Deforestasi pada hutan dapat mengakselerasi terjadinya degradasi lahan serta akan mendistorsi pada siklus air yang dapay mempengaruhi pada ketahanan pangan dan air. Deforestasi di Indonesia terjadi dari tahun ke tahun (pada gambar 1.1). Upaya-upaya untuk mengurangi laju deforestasi terus dilakukan untuk optimalisasi fungsi suatu kawasan tangkapan air.
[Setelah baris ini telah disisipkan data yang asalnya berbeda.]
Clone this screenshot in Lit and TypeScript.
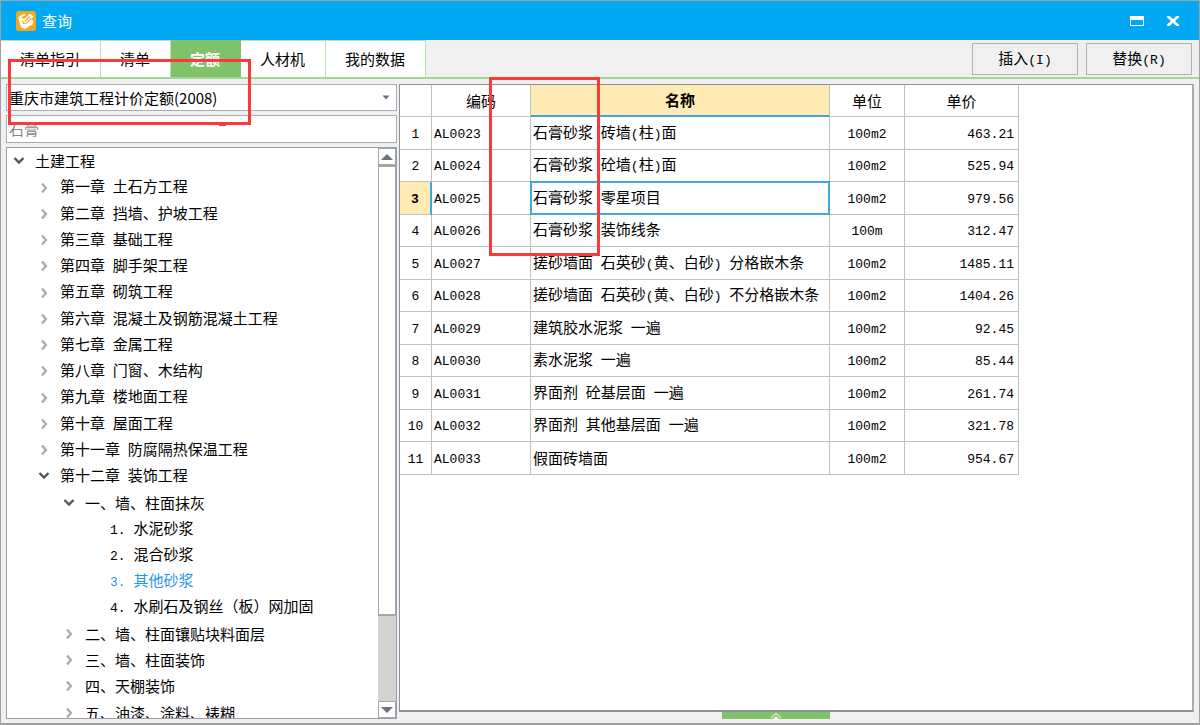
import { LitElement, html, css, svg } from "lit";
import { customElement, state } from "lit/decorators.js";

type Node = { level: number; text: string; arrow?: "open" | "closed" };

const TREE: Node[] = [
  { level: 0, text: "土建工程", arrow: "open" },
  { level: 1, text: "第一章 土石方工程", arrow: "closed" },
  { level: 1, text: "第二章 挡墙、护坡工程", arrow: "closed" },
  { level: 1, text: "第三章 基础工程", arrow: "closed" },
  { level: 1, text: "第四章 脚手架工程", arrow: "closed" },
  { level: 1, text: "第五章 砌筑工程", arrow: "closed" },
  { level: 1, text: "第六章 混凝土及钢筋混凝土工程", arrow: "closed" },
  { level: 1, text: "第七章 金属工程", arrow: "closed" },
  { level: 1, text: "第八章 门窗、木结构", arrow: "closed" },
  { level: 1, text: "第九章 楼地面工程", arrow: "closed" },
  { level: 1, text: "第十章 屋面工程", arrow: "closed" },
  { level: 1, text: "第十一章 防腐隔热保温工程", arrow: "closed" },
  { level: 1, text: "第十二章 装饰工程", arrow: "open" },
  { level: 2, text: "一、墙、柱面抹灰", arrow: "open" },
  { level: 3, text: "1. 水泥砂浆" },
  { level: 3, text: "2. 混合砂浆" },
  { level: 3, text: "3. 其他砂浆" },
  { level: 3, text: "4. 水刷石及钢丝（板）网加固" },
  { level: 2, text: "二、墙、柱面镶贴块料面层", arrow: "closed" },
  { level: 2, text: "三、墙、柱面装饰", arrow: "closed" },
  { level: 2, text: "四、天棚装饰", arrow: "closed" },
  { level: 2, text: "五、油漆、涂料、裱糊", arrow: "closed" },
];

const ROWS: [string, string, string, string][] = [
  ["AL0023", "石膏砂浆 砖墙(柱)面", "100m2", "463.21"],
  ["AL0024", "石膏砂浆 砼墙(柱)面", "100m2", "525.94"],
  ["AL0025", "石膏砂浆 零星项目", "100m2", "979.56"],
  ["AL0026", "石膏砂浆 装饰线条", "100m", "312.47"],
  ["AL0027", "搓砂墙面 石英砂(黄、白砂) 分格嵌木条", "100m2", "1485.11"],
  ["AL0028", "搓砂墙面 石英砂(黄、白砂) 不分格嵌木条", "100m2", "1404.26"],
  ["AL0029", "建筑胶水泥浆 一遍", "100m2", "92.45"],
  ["AL0030", "素水泥浆 一遍", "100m2", "85.44"],
  ["AL0031", "界面剂 砼基层面 一遍", "100m2", "261.74"],
  ["AL0032", "界面剂 其他基层面 一遍", "100m2", "321.78"],
  ["AL0033", "假面砖墙面", "100m2", "954.67"],
];

const TABS = ["清单指引", "清单", "定额", "人材机", "我的数据"];

/** Sets the half-width runs of a label in the monospaced face. */
const mixed = (text: string) =>
  text
    .split(/([\x20-\x7e]+)/)
    .filter((part) => part !== "")
    .map((part) => (/^[\x20-\x7e]/.test(part) ? html`<span class="half">${part}</span>` : part));

const chevron = (kind?: "open" | "closed") =>
  kind === "open"
    ? svg`<path d="M3.500 5 8 9.500 12.500 5" fill="none" stroke="#555" stroke-width="2.4"/>`
    : kind === "closed"
      ? svg`<path d="M6 3.500 10 8 6 12.500" fill="none" stroke="#aaa" stroke-width="2.2"/>`
      : svg``;

@customElement("app-root")
export class AppRoot extends LitElement {
  @state() private tab = 2;
  @state() private node = 16;
  @state() private row = 2;

  static styles = css`
    :host {
      display: block;
      font-family: "Noto Sans CJK SC", sans-serif;
      font-size: 15px;
      line-height: 20px;
      color: #000;
    }
    * {
      box-sizing: border-box;
    }
    button,
    select,
    input {
      font: inherit;
      color: inherit;
      margin: 0;
      padding: 0;
      border-radius: 0;
      outline: none;
    }
    .half {
      font-family: "Liberation Mono", monospace;
      font-size: 13px;
      white-space: pre;
    }
    .window {
      position: relative;
      display: flex;
      flex-direction: column;
      height: 100vh;
      border: 1px solid #a0a0a0;
      border-bottom-width: 2px;
      background: #f0f0f0;
      overflow: hidden;
    }
    .titlebar {
      display: flex;
      align-items: center;
      flex: none;
      height: 39px;
      padding: 0 19px 0 15px;
      gap: 6px;
      background: #02a9f2;
      color: #fff;
    }
    .title {
      flex: 1;
    }
    .winbtn {
      display: flex;
      border: 0;
      background: none;
      margin-left: 16px;
    }
    .toolbar {
      display: flex;
      flex: none;
      height: 39px;
      padding-right: 7px;
      border-bottom: 2px solid #a3d795;
    }
    .tabs {
      display: flex;
      flex: 1;
    }
    .tab {
      border: 0;
      border-top: 1px solid #b6e3a8;
      border-right: 1px solid #b6e3a8;
      background: #fff;
      padding: 0 20px 0 19px;
    }
    .tab.on {
      background: #80c269;
      border-color: #80c269;
      color: #fff;
      font-weight: 700;
    }
    .actions {
      display: flex;
      gap: 8px;
      padding: 3px 0 2px;
    }
    .action {
      width: 106px;
      border: 1px solid #b0b0b0;
      background: #f0f0f0;
    }
    .body {
      display: flex;
      flex: 1;
      min-height: 0;
      gap: 2px;
      padding: 5px 5px 4px;
    }
    .side {
      display: flex;
      flex-direction: column;
      flex: none;
      width: 391px;
      gap: 4px;
    }
    .picker {
      display: grid;
      align-items: center;
      height: 27px;
      border: 1px solid #abadb3;
      background: #fff;
    }
    .picker > * {
      grid-area: 1 / 1;
    }
    .picker select {
      appearance: none;
      width: 100%;
      height: 25px;
      border: 0;
      background: none;
      padding-left: 2px;
    }
    .caret {
      justify-self: end;
      margin-right: 6px;
      pointer-events: none;
    }
    .search {
      height: 28px;
      border: 1px solid #abadb3;
      background: #fff;
      padding: 0 0 2px 2px;
      color: #888;
    }
    .treebox {
      display: flex;
      flex: 1;
      min-height: 0;
      border: 1px solid #999fa8;
      background: #fff;
    }
    .tree {
      flex: 1;
      overflow: hidden;
      list-style: none;
      margin: 0;
      padding: 0;
    }
    .node {
      display: flex;
      align-items: center;
      gap: 8px;
      height: 26px;
      padding-left: 4px;
      white-space: nowrap;
      cursor: default;
    }
    .node:nth-child(4n + 2) {
      height: 27px;
    }
    .l1 {
      padding-left: 29px;
    }
    .l2 {
      padding-left: 54px;
    }
    .l3 {
      padding-left: 79px;
    }
    .node.on {
      color: #1e96f5;
    }
    .scroll {
      display: flex;
      flex-direction: column;
      flex: none;
      width: 18px;
      background: #d2d2d2;
    }
    .step {
      display: flex;
      align-items: center;
      justify-content: center;
      flex: none;
      height: 17px;
      border: 1px solid #a6a6a6;
      background: #fff;
    }
    .thumb {
      flex: 21;
      border: 1px solid #a6a6a6;
      border-top-width: 2px;
      border-bottom-width: 2px;
      background: #fff;
    }
    .track {
      flex: 4;
    }
    .main {
      display: flex;
      flex-direction: column;
      flex: 1;
      min-width: 0;
    }
    .grid {
      flex: 1;
      min-height: 0;
      overflow: hidden;
      border: 1px solid #8c929d;
      border-right: 2px solid #a9adb5;
      border-bottom-width: 2px;
      background: #fff;
    }
    table {
      table-layout: fixed;
      width: 619px;
      border-collapse: separate;
      border-spacing: 0;
    }
    .c-no {
      width: 32px;
    }
    .c-code {
      width: 99px;
    }
    .c-name {
      width: 299px;
    }
    .c-unit {
      width: 75px;
    }
    .c-price {
      width: 114px;
    }
    th,
    td {
      position: relative;
      padding: 0;
      border-right: 1px solid #c0c0c0;
      border-bottom: 1px solid #c0c0c0;
      font-weight: 400;
      white-space: nowrap;
    }
    thead tr {
      height: 32px;
    }
    tbody tr {
      height: 33px;
    }
    tbody tr:nth-child(even) {
      height: 32px;
    }
    thead .hot {
      background: #ffebb3;
      border-bottom: 2px solid #3fa9d5;
      font-weight: 700;
    }
    tbody th,
    .unit {
      text-align: center;
    }
    .code {
      padding-left: 2px;
    }
    .name {
      padding-left: 2px;
    }
    .price {
      padding-right: 4px;
      text-align: right;
    }
    .sel th {
      background: #ffebb3;
      border-right: 2px solid #3fa9d5;
      font-weight: 700;
    }
    .sel .name::after {
      content: "";
      position: absolute;
      inset: -1px -1px -1px -1px;
      border: 2px solid #3fa9d5;
    }
    .foot {
      display: flex;
      justify-content: center;
      flex: none;
      height: 7px;
      padding-right: 42px;
    }
    .handle {
      display: flex;
      justify-content: center;
      width: 108px;
      border: 0;
      background: #80c269;
    }
    .mark {
      position: absolute;
      border: 3px solid #fa3a3a;
      pointer-events: none;
    }
    .mark-a {
      left: 7px;
      top: 58px;
      width: 243px;
      height: 66px;
    }
    .mark-a::after {
      content: "";
      position: absolute;
      left: 208px;
      top: 62px;
      width: 7px;
      height: 2px;
      background: #fa3a3a;
    }
    .mark-b {
      left: 488px;
      top: 76px;
      width: 111px;
      height: 179px;
    }
  `;

  render() {
    return html`
      <div class="window">
        <header class="titlebar">
          <svg width="20" height="20" viewBox="0 0 20 20" aria-hidden="true">
            <rect width="20" height="20" rx="3" fill="#f7a61c" />
            <path d="M2.500 8 6 6.500 8 8 14 2.500 17.500 5.500 15.500 8 17.500 10 17 13 9 18 5 16.500Z" fill="#fff" />
            <path d="M3 7.500C4 5 7 4.500 9 3.500" fill="none" stroke="#fff" stroke-width="2" />
            <path d="M6.500 9.500 7.500 12.500 10.500 12 15.500 7.500M8.500 10.500 14 5.500" fill="none" stroke="#f7a61c" stroke-width="1.100" />
          </svg>
          <span class="title">查询</span>
          <button class="winbtn" aria-label="最大化">
            <svg width="14" height="10" viewBox="0 0 14 10">
              <path d="M0 0H14V10H0ZM1 4V9H13V4Z" fill="#fff" fill-rule="evenodd" />
            </svg>
          </button>
          <button class="winbtn" aria-label="关闭">
            <svg width="14" height="10" viewBox="0 0 14 10">
              <path d="M1.500 0 12.500 10M12.500 0 1.500 10" stroke="#fff" stroke-width="2.800" />
            </svg>
          </button>
        </header>

        <div class="toolbar">
          <nav class="tabs">
            ${TABS.map(
              (t, i) =>
                html`<button class="tab ${i === this.tab ? "on" : ""}" @click=${() => (this.tab = i)}>${t}</button>`
            )}
          </nav>
          <div class="actions">
            <button class="action">${mixed("插入(I)")}</button>
            <button class="action">${mixed("替换(R)")}</button>
          </div>
        </div>

        <div class="body">
          <aside class="side">
            <div class="picker">
              <select aria-label="定额库">
                <option>重庆市建筑工程计价定额(2008)</option>
              </select>
              <svg class="caret" width="8" height="5" viewBox="0 0 8 5" aria-hidden="true">
                <path d="M0.500 0.500H7.500L4 4.500Z" fill="#6d7180" />
              </svg>
            </div>
            <input class="search" type="text" aria-label="搜索" .value=${"石膏"} />
            <div class="treebox">
              <ul class="tree" role="tree">
                ${TREE.map(
                  (n, i) => html`<li
                    role="treeitem"
                    class="node l${n.level} ${i === this.node ? "on" : ""}"
                    @click=${() => (this.node = i)}
                  >
                    <svg width="16" height="16" viewBox="0 0 16 16" aria-hidden="true">${chevron(n.arrow)}</svg>
                    <span>${mixed(n.text)}</span>
                  </li>`
                )}
              </ul>
              <div class="scroll">
                <button class="step" aria-label="向上">
                  <svg width="12" height="6" viewBox="0 0 12 6"><path d="M0 6 6 0 12 6Z" fill="#6d7180" /></svg>
                </button>
                <div class="thumb"></div>
                <div class="track"></div>
                <button class="step" aria-label="向下">
                  <svg width="12" height="6" viewBox="0 0 12 6"><path d="M0 0H12L6 6Z" fill="#6d7180" /></svg>
                </button>
              </div>
            </div>
          </aside>

          <main class="main">
            <div class="grid">
              <table>
                <colgroup>
                  <col class="c-no" />
                  <col class="c-code" />
                  <col class="c-name" />
                  <col class="c-unit" />
                  <col class="c-price" />
                </colgroup>
                <thead>
                  <tr>
                    <th></th>
                    <th>编码</th>
                    <th class="hot">名称</th>
                    <th>单位</th>
                    <th>单价</th>
                  </tr>
                </thead>
                <tbody>
                  ${ROWS.map(
                    ([code, name, unit, price], i) => html`<tr
                      class=${i === this.row ? "sel" : ""}
                      @click=${() => (this.row = i)}
                    >
                      <th>${mixed(String(i + 1))}</th>
                      <td class="code">${mixed(code)}</td>
                      <td class="name">${mixed(name)}</td>
                      <td class="unit">${mixed(unit)}</td>
                      <td class="price">${mixed(price)}</td>
                    </tr>`
                  )}
                </tbody>
              </table>
            </div>
            <div class="foot">
              <button class="handle" aria-label="展开">
                <svg width="12" height="7" viewBox="0 0 12 7">
                  <path d="M1 6 6 1.500 11 6" fill="none" stroke="#cdeac2" stroke-width="1.500" />
                  <path d="M3 7 6 4.500 9 7Z" fill="#fff" />
                </svg>
              </button>
            </div>
          </main>
        </div>

        <div class="mark mark-a"></div>
        <div class="mark mark-b"></div>
      </div>
    `;
  }
}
Degradasi lahan mendorong terjadinya erosi sehingga selain hilangnya ketersediaan unsur hara makro dan mikro juga berpotensi sebagai bencana.
Gambar 1.1 Perkembangan laju deforestasi hutan di Indonesia. Sumber: DITJEN PTKL (2018).
Daerah aliran sungai (DAS) Bedadung di kawasan hulu telah diidentifikasi oleh BPDAS-LH sebagai DAS yang berpotensi membawa dampak bencana tanah longsor (erosi). Potensi terjadinya erosi di DAS hulu Bedadung dipengaruhi oleh perubahan tutupan lahan. BPDAS-LH (2013) telah mencatat bahwa daerah kawasan hutan di hulu DAS Bedadung mengalami perubahan yang signifikan. Pada tahun 2009 hutan lahan kering berjumlah 1.057,02 hektar dan naik menjadi 4.909,02 hektar pada tahun 2012. Sedangkan pada tahun 2017 terjadi penurunan secara signifikan menjadi 11,72 hektar. Hingga kondisi saat ini DAS Bedadung mempunyai tutupan lahan non hutan sebesar 37,37 hektar. Berdasarkan hal tersebut indikatif rehabilitasi hutan lindung (RHL) di DAS Bedadung seluas 360,24 hektar.
Tanah dan air dalam upaya konservasi pada daerah aliran sungai sebagai upaya dalam menjaga kondisi hidrologis DAS. Kondisi hidrologis yang dimaksud adalah kualitas tanah dan air. Beberapa teknik konservasi yang telah dilakukan untuk menjaga kualitas tanah dan air adalah meliputi teknik rehabilitasi lahan, peran masyarakat dalam mengelola sumberdaya alam, serta sistem pertanian berbasis Agroforestry (Sutapa, 2010; Sallata, 2016; Wibowo, 2003; Sarminingsih, 2007, Febrianty, 2018, dan Sudaryono, 2003). Beberapa teknik konservasi di atas mampu mengendalikan erosi untuk perbaikan kualitas tanah serta menurunkan tingkat pencemaran akibat adanya pemupukan dan penggunaan pestisida secara intensif.